TRAVERSE CITY, Mich. (AP) — Despite being rebuffed three times by federal courts, the U.S. government is trying again to remove gray wolves in the western Great Lakes region from the endangered species list, officials said Friday.
The U.S. Fish and Wildlife Service will release a proposal by April for handing management of the region’s wolves to state wildlife agencies in Michigan, Minnesota and Wisconsin, and hopes to make a final decision by the end of 2011, regional spokeswoman Georgia Parham said.
The plan is being designed to withstand legal challenges that have thwarted previous efforts to strip the wolves of protection under the Endangered Species Act. Agency biologists remain convinced the predators have made a solid recovery from near-extinction and can flourish without federal protection, Parham said.
“We’re doing our best to develop something that is scientifically sound and legally defensible,” she said.
But environmental and human rights groups that sued successfully in the past to retain the wolves’ protected status were ready to continue the fight.
“I don’t think there’s a way to legally delist the wolves at this time,” said Collette Adkins Giese, staff attorney with the Center for Biological Diversity. “There are still threats to wolves and there is too much up in the air with the science.”
Gray wolves in the lower 48 states were added to the endangered list in 1974, enabling them to bounce back after the government spent decades using poisons, traps and bullets to wipe them out.

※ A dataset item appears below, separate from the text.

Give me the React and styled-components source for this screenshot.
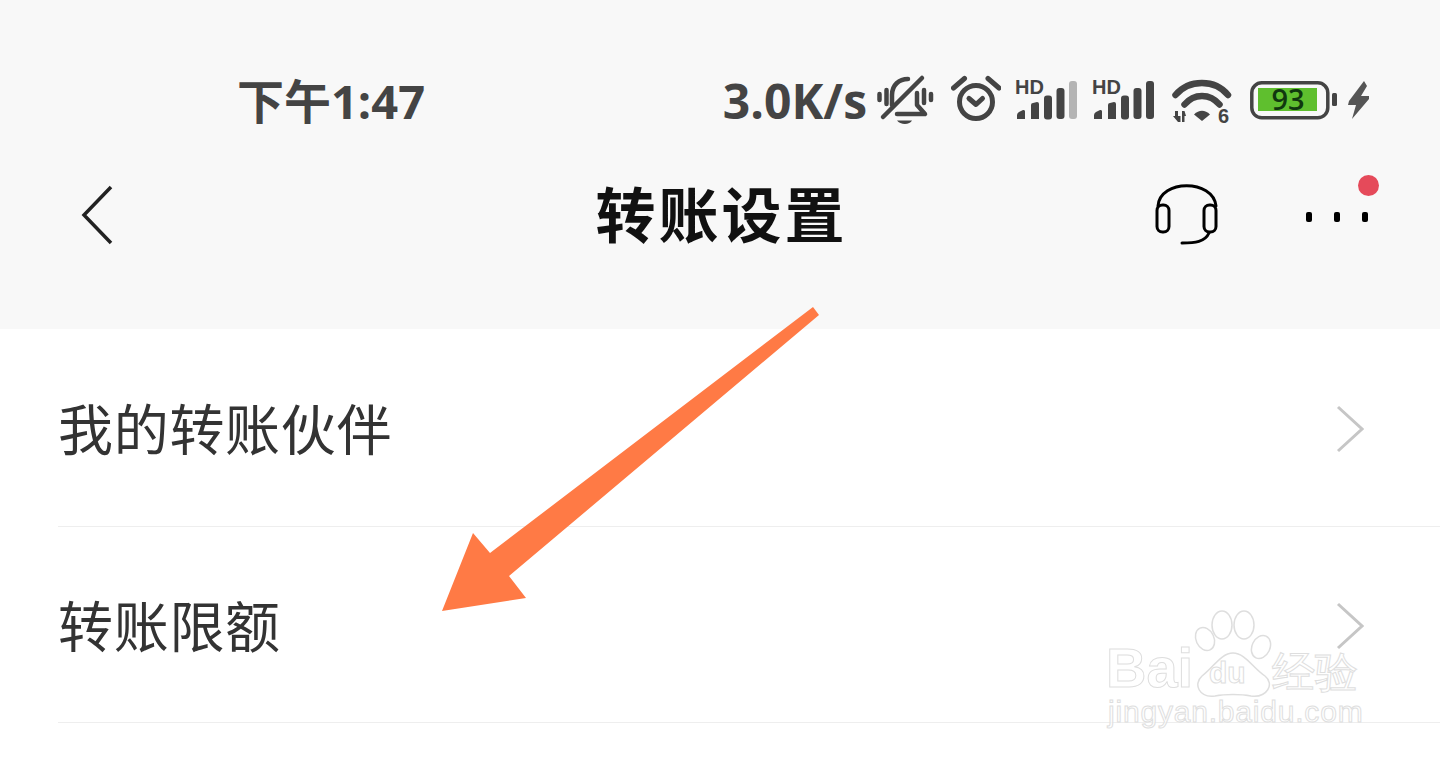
import React from 'react';
import styled, { createGlobalStyle } from 'styled-components';

const GlobalStyle = createGlobalStyle`
  html, body {
    margin: 0;
    padding: 0;
    background: #fff;
  }
  body {
    font-family: "Noto Sans", "Noto Sans CJK SC", sans-serif;
    overflow: hidden;
  }
`;

const Page = styled.div`
  position: relative;
  width: 1440px;
  height: 765px;
  overflow: hidden;
  background: #fff;
`;

const Header = styled.header`
  height: 329px;
  background: #f8f8f8;
`;

const StatusBar = styled.div`
  display: flex;
  justify-content: space-between;
  align-items: center;
  height: 80px;
  padding: 60px 70px 0 237px;
`;

const Time = styled.span`
  margin-bottom: 4px;
  font-family: "Open Sans", "Noto Sans CJK SC", sans-serif;
  font-size: 47px;
  font-weight: 700;
  color: #444;
  white-space: nowrap;
`;

const StatusIcons = styled.div`
  display: flex;
  align-items: center;
`;

const Speed = styled.span`
  font-family: "Open Sans", sans-serif;
  font-size: 48px;
  font-weight: 700;
  color: #444;
  white-space: nowrap;
`;

const StatusIcon = styled.svg`
  display: block;
  flex: none;
  width: ${(p) => p.$w}px;
  height: 52px;
  margin-left: ${(p) => p.$gap}px;
  color: #444;
`;

const NavBar = styled.nav`
  display: grid;
  grid-template-columns: 1fr auto 1fr;
  align-items: center;
  height: 150px;
`;

const BackButton = styled.button`
  justify-self: start;
  display: flex;
  padding: 0;
  margin-left: 81px;
  border: none;
  background: none;
`;

const Title = styled.h1`
  margin: 0 0 7px 3px;
  font-family: "Noto Sans CJK SC", sans-serif;
  font-size: 60px;
  font-weight: 700;
  letter-spacing: 3px;
  color: #111;
`;

const NavActions = styled.div`
  justify-self: end;
  display: flex;
  align-items: center;
  gap: 87px;
  padding-right: 72px;
`;

const HeadsetIcon = styled.svg`
  display: block;
  width: 64px;
  height: 64px;
  margin-bottom: 2px;
`;

const MoreButton = styled.div`
  position: relative;
  display: flex;
  gap: 22px;
  padding-top: 4px;
`;

const MoreDot = styled.span`
  width: 6px;
  height: 10px;
  border-radius: 2px;
  background: #000;
`;

const RedBadge = styled.span`
  position: absolute;
  top: -33px;
  right: -11px;
  width: 21px;
  height: 21px;
  border-radius: 50%;
  background: #e54a5a;
`;

const List = styled.div`
  background: #fff;
`;

const Row = styled.div`
  display: flex;
  align-items: center;
  justify-content: space-between;
  height: ${(p) => p.$h}px;
  margin-left: 58px;
  padding: 3px 76px 0 0;
  box-sizing: border-box;
  border-bottom: 1px solid #eeeeee;
`;

const RowLabel = styled.span`
  margin-bottom: 7px;
  font-family: "Noto Sans CJK SC", sans-serif;
  font-size: 55px;
  font-weight: 400;
  letter-spacing: 0.7px;
  color: #333;
`;

const Chevron = styled.svg`
  display: block;
  width: 28px;
  height: 48px;
`;

const ArrowOverlay = styled.svg`
  position: absolute;
  left: 440px;
  top: 305px;
  width: 382px;
  height: 308px;
`;

const Watermark = styled.div`
  position: absolute;
  left: 1106px;
  top: 610px;
  width: 270px;
  font-family: "Liberation Sans", sans-serif;
  color: rgba(255, 255, 255, 0.7);
  -webkit-text-stroke: 1px #dedede;
`;

const WatermarkTop = styled.div`
  display: flex;
  align-items: flex-end;
`;

const WatermarkWord = styled.span`
  font-size: ${(p) => p.$size}px;
  font-weight: ${(p) => p.$weight};
  line-height: 1;
  margin-bottom: ${(p) => p.$drop}px;
  white-space: nowrap;
`;

const Paw = styled.svg`
  display: block;
  flex: none;
  width: 86px;
  height: 88px;
  margin: 0 -5px 0 -2px;
`;

const WatermarkDomain = styled.div`
  padding-left: 2px;
  font-size: 30px;
  font-weight: 400;
  letter-spacing: 0.8px;
  line-height: 28px;
  white-space: nowrap;
`;

const Bell = () => (
  <StatusIcon $w={58} $gap={10} viewBox="0 0 58 52" fill="none" stroke="currentColor" strokeWidth="4.5" strokeLinecap="round">
    <path d="M2.500 20v6M9.500 16v14M47 16v13M54 20v6" />
    <path d="M6 43L45 4" />
    <path d="M15 31V21C15 11 22 5 31 5" />
    <path d="M40 19v12l8 9H20" strokeLinejoin="round" />
    <path d="M20 46.500h15c-2 4.500-12 4.500-15 0z" fill="currentColor" stroke="none" />
  </StatusIcon>
);

const Alarm = () => (
  <StatusIcon $w={50} $gap={16} viewBox="0 0 50 52" fill="none" stroke="currentColor" strokeWidth="5" strokeLinecap="round" strokeLinejoin="round">
    <circle cx="25" cy="28" r="16.500" />
    <path d="M2.500 14L13.500 4.500M37 4.500L48 14" />
    <path d="M18 24.500l7 6 6.500-6" />
  </StatusIcon>
);

const signalBars = [
  'M2 45v-4a4 4 0 0 1 2-3l4-2a1.500 1.500 0 0 1 2 1.500V45z',
  'M16 45V31a2 2 0 0 1 2-2l4-1a2 2 0 0 1 2 2v15z',
];

const Signal = ({ gap, weak }) => (
  <StatusIcon $w={64} $gap={gap} viewBox="0 0 64 52" fill="currentColor">
    <text x="0" y="20" fontFamily="Liberation Sans" fontWeight="700" fontSize="20">HD</text>
    {signalBars.map((d) => <path key={d} d={d} />)}
    <rect x="29" y="21.500" width="8" height="24" rx="3" />
    <rect x="41.500" y="14" width="8" height="31" rx="3" />
    <rect x="54" y="7" width="8" height="38" rx="3" fill={weak ? '#b4b4b4' : 'currentColor'} />
  </StatusIcon>
);

const Wifi = () => (
  <StatusIcon $w={60} $gap={16} viewBox="0 0 60 52" fill="currentColor">
    <path d="M3.500 21C17 5 43 5 56 21M12.500 30.500C22 19 38 19 47.500 30.500" fill="none" stroke="currentColor" strokeWidth="6.500" strokeLinecap="round" />
    <path d="M22 40.500c5-5 11-5 16 0l-8 6.500z" />
    <path d="M3 37h3v5h2.500v6H6L1 42h2zM10 37h2.500L14 42h-1.500v6H10z" />
    <text x="46" y="49" fontFamily="Liberation Sans" fontWeight="700" fontSize="20">6</text>
  </StatusIcon>
);

const Battery = () => (
  <StatusIcon $w={88} $gap={18} viewBox="0 0 88 52">
    <rect x="1.800" y="8.800" width="76" height="35" rx="10" fill="none" stroke="#444" strokeWidth="3.500" />
    <rect x="8" y="14" width="59" height="23" fill="#5fbf2e" />
    <text x="38" y="36" textAnchor="middle" fontFamily="Open Sans" fontWeight="600" fontSize="29" fill="#10380f">93</text>
    <rect x="82" y="19" width="5" height="13" rx="1.500" fill="#444" />
  </StatusIcon>
);

const Bolt = () => (
  <StatusIcon $w={23} $gap={9} viewBox="0 0 23 52" fill="#555">
    <path d="M17 7L2 27l-1 4h8L5 45l17-20v-3h-8l6-10z" />
  </StatusIcon>
);

const Headset = () => (
  <HeadsetIcon viewBox="0 0 64 64" fill="none" stroke="#000" strokeWidth="3" strokeLinecap="round">
    <path d="M3 24C5 -3 58 -3 61 24" />
    <rect x="2" y="23" width="12" height="27" rx="5.500" />
    <rect x="49" y="23" width="12" height="27" rx="5.500" />
    <path d="M54 51C50 60 40 61 27 61" />
  </HeadsetIcon>
);

const ChevronRight = () => (
  <Chevron viewBox="0 0 28 48" fill="none" stroke="#c6c6c6" strokeWidth="3">
    <path d="M2 2l24 22L2 46" />
  </Chevron>
);

export default function App() {
  return (
    <Page>
      <GlobalStyle />
      <Header>
        <StatusBar>
          <Time>下午1:47</Time>
          <StatusIcons>
            <Speed>3.0K/s</Speed>
            <Bell />
            <Alarm />
            <Signal gap={14} weak />
            <Signal gap={13} />
            <Wifi />
            <Battery />
            <Bolt />
          </StatusIcons>
        </StatusBar>
        <NavBar>
          <BackButton>
            <svg width="32" height="60" viewBox="0 0 32 60" fill="none" stroke="#222" strokeWidth="3.500">
              <path d="M30 2L3 30l27 28" />
            </svg>
          </BackButton>
          <Title>转账设置</Title>
          <NavActions>
            <Headset />
            <MoreButton>
              <MoreDot />
              <MoreDot />
              <MoreDot />
              <RedBadge />
            </MoreButton>
          </NavActions>
        </NavBar>
      </Header>
      <List>
        <Row $h={198}>
          <RowLabel>我的转账伙伴</RowLabel>
          <ChevronRight />
        </Row>
        <Row $h={196}>
          <RowLabel>转账限额</RowLabel>
          <ChevronRight />
        </Row>
      </List>
      <ArrowOverlay viewBox="440 305 382 308">
        <polygon fill="#ff7a45" points="813,307 819,315 509,576 526,598 442,611 473,533 490,553" />
      </ArrowOverlay>
      <Watermark>
        <WatermarkTop>
          <WatermarkWord $size={56} $weight={700} $drop={2}>Bai</WatermarkWord>
          <Paw viewBox="0 0 86 88" fill="#fff" stroke="#dedede" strokeWidth="1.500">
            <ellipse cx="14" cy="29" rx="9" ry="12" transform="rotate(-25 14 29)" />
            <ellipse cx="31" cy="15" rx="10" ry="14" />
            <ellipse cx="53" cy="15" rx="10" ry="14" />
            <ellipse cx="70" cy="37" rx="9" ry="12" transform="rotate(25 70 37)" />
            <path d="M42 43C30 43 22 58 11 66C2 74 8 88 24 86C34 84 50 84 60 86C76 88 84 74 74 66C62 58 54 43 42 43z" />
            <text x="18" y="73" fontFamily="Liberation Sans" fontWeight="700" fontSize="30" strokeWidth="1">du</text>
          </Paw>
          <WatermarkWord $size={43} $weight={400} $drop={4}>经验</WatermarkWord>
        </WatermarkTop>
        <WatermarkDomain>jingyan.baidu.com</WatermarkDomain>
      </Watermark>
    </Page>
  );
}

About 4,200 wolves now roam the western Great Lakes region, while at least 1,700 are believed to live in Idaho, Montana and Wyoming. New populations are taking hold in Oregon and Washington, while sightings have been reported in Colorado, Utah and New England.
As their numbers have risen, so have complaints from farmers and ranchers about attacks on livestock — particularly in the Northern Rockies. Some hunters in the Great Lakes say wolves take too many whitetail deer, although biologists say the kill isn’t large enough to significantly affect the herd.
The Fish and Wildlife Service has tried three times since 2004 to revoke wolves’ endangered status in the Great Lakes region, the latest in April 2009. Groups including the Center for Biological Diversity and the Humane Society of the United States sued. Months later, the agency withdrew its proposal, acknowledging procedural errors including failure to have a required public comment period.
Michigan, Minnesota and Wisconsin have crafted plans to keep wolf numbers at healthy yet manageable levels, including killing them when necessary to avoid conflicts with people.
But environmentalists say even though wolves have exceeded recovery targets in all three states, they remain highly vulnerable and still occupy just 5 percent of their original range in the continental U.S.
Many wolf pups are dying from canine parvovirus, Adkins Giese said, and studies indicate some adults are breeding with coyotes or Eastern wolves migrating from Canada, raising doubts about how many wolves in official population counts are genuine representatives of the western Great Lakes species.
“Wolves shouldn’t be stripped of protection before achieving natural recovery,” Adkins Giese said.
But Thomas Strickland, the Interior Department’s assistant secretary for fish, wildlife and parks, said this week the agency remains convinced that Great Lakes wolves are no longer endangered.
“The recovery of the gray wolf in the western Great Lakes is a remarkable success story,” Strickland wrote in a letter to Sen. Amy Klobuchar of Minnesota.
Klobuchar said this month she would introduce legislation “to help speed up” the wolf’s removal from the list, saying its spread was “threatening the citizens of my state as well as our livestock and hunting industries.”
Adkins Giese said Congress has never exempted individual species from the law’s protections.
“To make these decisions on the basis of a political agenda instead of science undercuts the whole basis for the Endangered Species Act,” she said.